Test theory for evaluating reliability of IR test collections

摘要

Classical test theory offers theoretically derived reliability measures such as Cronbach’s alpha, which can be applied to measure the reliability of a set of Information Retrieval test results. The theory also supports item analysis, which identifies queries that are hampering the test’s reliability, and which may be candidates for refinement or removal. A generalization of Classical Test Theory, called Generalizability Theory, provides an even richer set of tools. It allows us to estimate the reliability of a test as a function of the number of queries, assessors (relevance judges), and other aspects of the test’s design. One novel aspect of Generalizability Theory is that it allows this estimation of reliability even before the test collection exists, based purely on the numbers of queries and assessors that it will contain.
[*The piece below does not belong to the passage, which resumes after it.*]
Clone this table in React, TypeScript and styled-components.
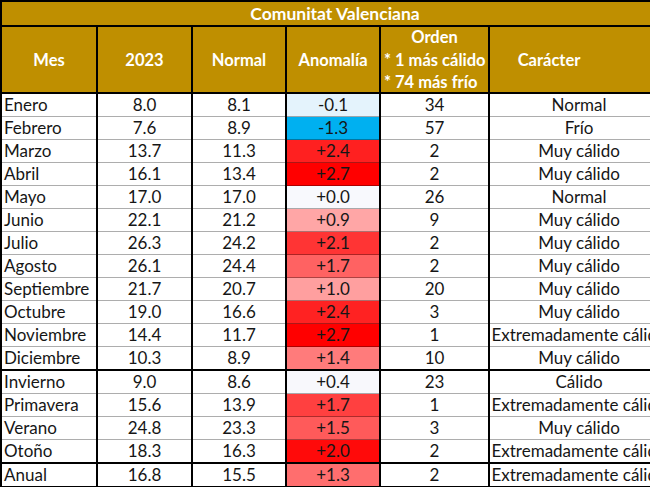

These calculations can help test designers in advance, by allowing them to compare the reliability of test designs with various numbers of queries and relevance assessors, and to spend their limited budgets on a design that maximizes reliability. Empirical analysis shows that in cases for which our data is representative, having more queries is more helpful for reliability than having more assessors. It also suggests that reliability may be improved with a per-document performance measure, as opposed to a document-set based performance measure, where appropriate. The theory also clarifies the implicit debate in IR literature regarding the nature of error in relevance judgments.